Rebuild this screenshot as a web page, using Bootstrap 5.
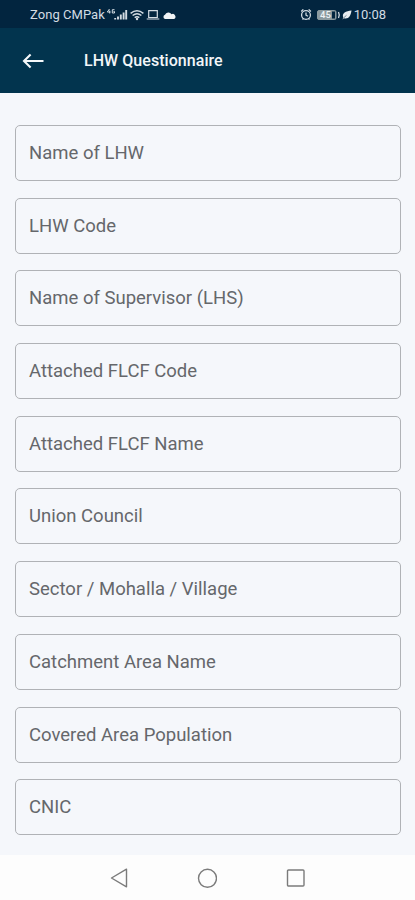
<!DOCTYPE html>
<html lang="en">
<head>
<meta charset="utf-8">
<meta name="viewport" content="width=device-width, initial-scale=1">
<title>LHW Questionnaire</title>
<link href="https://cdn.jsdelivr.net/npm/bootstrap@5.3.0/dist/css/bootstrap.min.css" rel="stylesheet">
<style>
body{font-family:Roboto,"Liberation Sans",sans-serif;background:#f5f7fb;height:900px;overflow:hidden}
svg{display:block;flex:none}
.status-bar{height:28px;background:#02253f;color:#d3dce3;font-size:13px;padding:1px 29px 0 30px}
.status-bar span{line-height:28px;white-space:nowrap}
.carrier{letter-spacing:.05px}
.app-bar{height:64.5px;background:#02344e;padding:2px 22px 0}
.app-title{font-size:16px;font-weight:500;line-height:24px;margin-left:39px;color:#f2f6f8;letter-spacing:.05px}
.fields{padding:32.5px 14.5px 0;gap:16.7px}
.fields .form-control{height:56px;flex:none;border:1.4px solid #b0b2b6;border-radius:5px;background:transparent;color:#65676b;font-size:18.5px;line-height:55px;padding:0 13.5px;letter-spacing:0}
.nav-keys{height:45px;background:#fdfdfd;padding:0 110px}
</style>
</head>
<body class="d-flex flex-column m-0">
<div class="status-bar d-flex align-items-center flex-shrink-0">
  <span class="carrier">Zong CMPak</span>
  <svg width="72" height="16" viewBox="0 0 72 16" fill="none" stroke="#d3dce3">
    <path d="M4.500 2L2.300 5H5.500M4.700 3.500V6.500M9.500 2.700H7.300V6H9.500V4.500H8.500" stroke-width="1"/>
    <path d="M10.200 12.500V11M13 12.500V9.500M15.800 12.500V7.500M18.600 12.500V5.500M21.200 12.500V3" stroke-width="1.900"/>
    <path d="M25.600 6.300Q32 1.200 38.400 6.300M27.600 8.500Q32 5 36.400 8.500M29.700 10.700Q32 8.900 34.300 10.700" stroke-width="1.500"/>
    <circle cx="32" cy="12" r="1.200" fill="#d3dce3" stroke="none"/>
    <path d="M43.700 3.700H52.300V10.500H43.700ZM41.700 12H54.300" stroke-width="1.200"/>
    <path d="M60 12A2.200 2.200 0 0 1 60 7.800A3.600 3.600 0 0 1 66.500 7.300A2.500 2.500 0 0 1 69 12Z" fill="#f1f4f6" stroke="none"/>
  </svg>
  <svg class="ms-auto" width="53" height="16" viewBox="0 0 53 16" fill="none" stroke="#d3dce3">
    <g transform="translate(-1 0)">
    <circle cx="6" cy="8" r="4.400" stroke-width="1.300"/>
    <path d="M6 5.500V8.200L8 9.300M1.200 4.500L3.300 2.400M10.900 4.500L8.700 2.400M2.500 12.500L3.500 11.500M9.500 12.500L8.500 11.500" stroke-width="1.300"/>
    <rect x="17.500" y="3.500" width="18.500" height="9" rx="1.500" fill="#8b9a9f" stroke="#8b9a9f" stroke-width="1"/>
    <rect x="32" y="4.500" width="3" height="7" fill="#02253f" stroke="none"/>
    <path d="M38.500 5Q40 8 38.500 11" stroke-width="1.300"/>
    <text x="25.500" y="11.300" text-anchor="middle" font-size="9.500" font-weight="500" fill="#eef2f4" stroke="none">45</text>
    <path d="M42.500 12.500L43.300 10.500C41.500 6 46 4 51.500 3.500C51 8.500 48.500 12.500 44 11.300Z" fill="#e8edf0" stroke="none"/>
    <path d="M43.500 11L46.500 8.300" stroke="#02253f" stroke-width=".5"/>
    </g>
  </svg>
  <span class="clock">10:08</span>
</div>
<header class="app-bar d-flex align-items-center flex-shrink-0">
  <svg width="23" height="18" viewBox="0 0 23 18" fill="none" stroke="#f5f8fa" stroke-width="2.100"><path d="M21.500 9H2M8.600 2.500L2 9L8.600 15.500"/></svg>
  <h1 class="app-title mb-0">LHW Questionnaire</h1>
</header>
<main class="fields d-flex flex-column flex-grow-1">
  <label class="form-control">Name of LHW</label>
  <label class="form-control">LHW Code</label>
  <label class="form-control">Name of Supervisor (LHS)</label>
  <label class="form-control">Attached FLCF Code</label>
  <label class="form-control">Attached FLCF Name</label>
  <label class="form-control">Union Council</label>
  <label class="form-control">Sector / Mohalla / Village</label>
  <label class="form-control">Catchment Area Name</label>
  <label class="form-control">Covered Area Population</label>
  <label class="form-control">CNIC</label>
</main>
<footer class="nav-keys d-flex align-items-center justify-content-between flex-shrink-0">
  <svg width="18" height="20" viewBox="0 0 18 20" fill="none" stroke="#7b7b7b" stroke-width="1.400" stroke-linejoin="round"><path d="M16.500 1.200V18.800L1.500 10Z"/></svg>
  <svg width="20" height="20" viewBox="0 0 20 20" fill="none" stroke="#7b7b7b" stroke-width="1.400"><circle cx="10.500" cy="10.300" r="9"/></svg>
  <svg width="19" height="20" viewBox="0 0 19 20" fill="none" stroke="#7b7b7b" stroke-width="1.400"><rect x="1.500" y="2" width="16.500" height="16" rx="1"/></svg>
</footer>
<script src="https://cdn.jsdelivr.net/npm/bootstrap@5.3.0/dist/js/bootstrap.bundle.min.js"></script>
</body>
</html>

──────────────────────────────

→ Given task
Reproduce the material above in full, exactly, with no images.

→ Exercise output
Rebuild this screenshot as a web page, using Bootstrap 5.
<!DOCTYPE html>
<html lang="en">
<head>
<meta charset="utf-8">
<meta name="viewport" content="width=device-width, initial-scale=1">
<title>LHW Questionnaire</title>
<link href="https://cdn.jsdelivr.net/npm/bootstrap@5.3.0/dist/css/bootstrap.min.css" rel="stylesheet">
<style>
body{font-family:Roboto,"Liberation Sans",sans-serif;background:#f5f7fb;height:900px;overflow:hidden}
svg{display:block;flex:none}
.status-bar{height:28px;background:#02253f;color:#d3dce3;font-size:13px;padding:1px 29px 0 30px}
.status-bar span{line-height:28px;white-space:nowrap}
.carrier{letter-spacing:.05px}
.app-bar{height:64.5px;background:#02344e;padding:2px 22px 0}
.app-title{font-size:16px;font-weight:500;line-height:24px;margin-left:39px;color:#f2f6f8;letter-spacing:.05px}
.fields{padding:32.5px 14.5px 0;gap:16.7px}
.fields .form-control{height:56px;flex:none;border:1.4px solid #b0b2b6;border-radius:5px;background:transparent;color:#65676b;font-size:18.5px;line-height:55px;padding:0 13.5px;letter-spacing:0}
.nav-keys{height:45px;background:#fdfdfd;padding:0 110px}
</style>
</head>
<body class="d-flex flex-column m-0">
<div class="status-bar d-flex align-items-center flex-shrink-0">
  <span class="carrier">Zong CMPak</span>
  <svg width="72" height="16" viewBox="0 0 72 16" fill="none" stroke="#d3dce3">
    <path d="M4.500 2L2.300 5H5.500M4.700 3.500V6.500M9.500 2.700H7.300V6H9.500V4.500H8.500" stroke-width="1"/>
    <path d="M10.200 12.500V11M13 12.500V9.500M15.800 12.500V7.500M18.600 12.500V5.500M21.200 12.500V3" stroke-width="1.900"/>
    <path d="M25.600 6.300Q32 1.200 38.400 6.300M27.600 8.500Q32 5 36.400 8.500M29.700 10.700Q32 8.900 34.300 10.700" stroke-width="1.500"/>
    <circle cx="32" cy="12" r="1.200" fill="#d3dce3" stroke="none"/>
    <path d="M43.700 3.700H52.300V10.500H43.700ZM41.700 12H54.300" stroke-width="1.200"/>
    <path d="M60 12A2.200 2.200 0 0 1 60 7.800A3.600 3.600 0 0 1 66.500 7.300A2.500 2.500 0 0 1 69 12Z" fill="#f1f4f6" stroke="none"/>
  </svg>
  <svg class="ms-auto" width="53" height="16" viewBox="0 0 53 16" fill="none" stroke="#d3dce3">
    <g transform="translate(-1 0)">
    <circle cx="6" cy="8" r="4.400" stroke-width="1.300"/>
    <path d="M6 5.500V8.200L8 9.300M1.200 4.500L3.300 2.400M10.900 4.500L8.700 2.400M2.500 12.500L3.500 11.500M9.500 12.500L8.500 11.500" stroke-width="1.300"/>
    <rect x="17.500" y="3.500" width="18.500" height="9" rx="1.500" fill="#8b9a9f" stroke="#8b9a9f" stroke-width="1"/>
    <rect x="32" y="4.500" width="3" height="7" fill="#02253f" stroke="none"/>
    <path d="M38.500 5Q40 8 38.500 11" stroke-width="1.300"/>
    <text x="25.500" y="11.300" text-anchor="middle" font-size="9.500" font-weight="500" fill="#eef2f4" stroke="none">45</text>
    <path d="M42.500 12.500L43.300 10.500C41.500 6 46 4 51.500 3.500C51 8.500 48.500 12.500 44 11.300Z" fill="#e8edf0" stroke="none"/>
    <path d="M43.500 11L46.500 8.300" stroke="#02253f" stroke-width=".5"/>
    </g>
  </svg>
  <span class="clock">10:08</span>
</div>
<header class="app-bar d-flex align-items-center flex-shrink-0">
  <svg width="23" height="18" viewBox="0 0 23 18" fill="none" stroke="#f5f8fa" stroke-width="2.100"><path d="M21.500 9H2M8.600 2.500L2 9L8.600 15.500"/></svg>
  <h1 class="app-title mb-0">LHW Questionnaire</h1>
</header>
<main class="fields d-flex flex-column flex-grow-1">
  <label class="form-control">Name of LHW</label>
  <label class="form-control">LHW Code</label>
  <label class="form-control">Name of Supervisor (LHS)</label>
  <label class="form-control">Attached FLCF Code</label>
  <label class="form-control">Attached FLCF Name</label>
  <label class="form-control">Union Council</label>
  <label class="form-control">Sector / Mohalla / Village</label>
  <label class="form-control">Catchment Area Name</label>
  <label class="form-control">Covered Area Population</label>
  <label class="form-control">CNIC</label>
</main>
<footer class="nav-keys d-flex align-items-center justify-content-between flex-shrink-0">
  <svg width="18" height="20" viewBox="0 0 18 20" fill="none" stroke="#7b7b7b" stroke-width="1.400" stroke-linejoin="round"><path d="M16.500 1.200V18.800L1.500 10Z"/></svg>
  <svg width="20" height="20" viewBox="0 0 20 20" fill="none" stroke="#7b7b7b" stroke-width="1.400"><circle cx="10.500" cy="10.300" r="9"/></svg>
  <svg width="19" height="20" viewBox="0 0 19 20" fill="none" stroke="#7b7b7b" stroke-width="1.400"><rect x="1.500" y="2" width="16.500" height="16" rx="1"/></svg>
</footer>
<script src="https://cdn.jsdelivr.net/npm/bootstrap@5.3.0/dist/js/bootstrap.bundle.min.js"></script>
</body>
</html>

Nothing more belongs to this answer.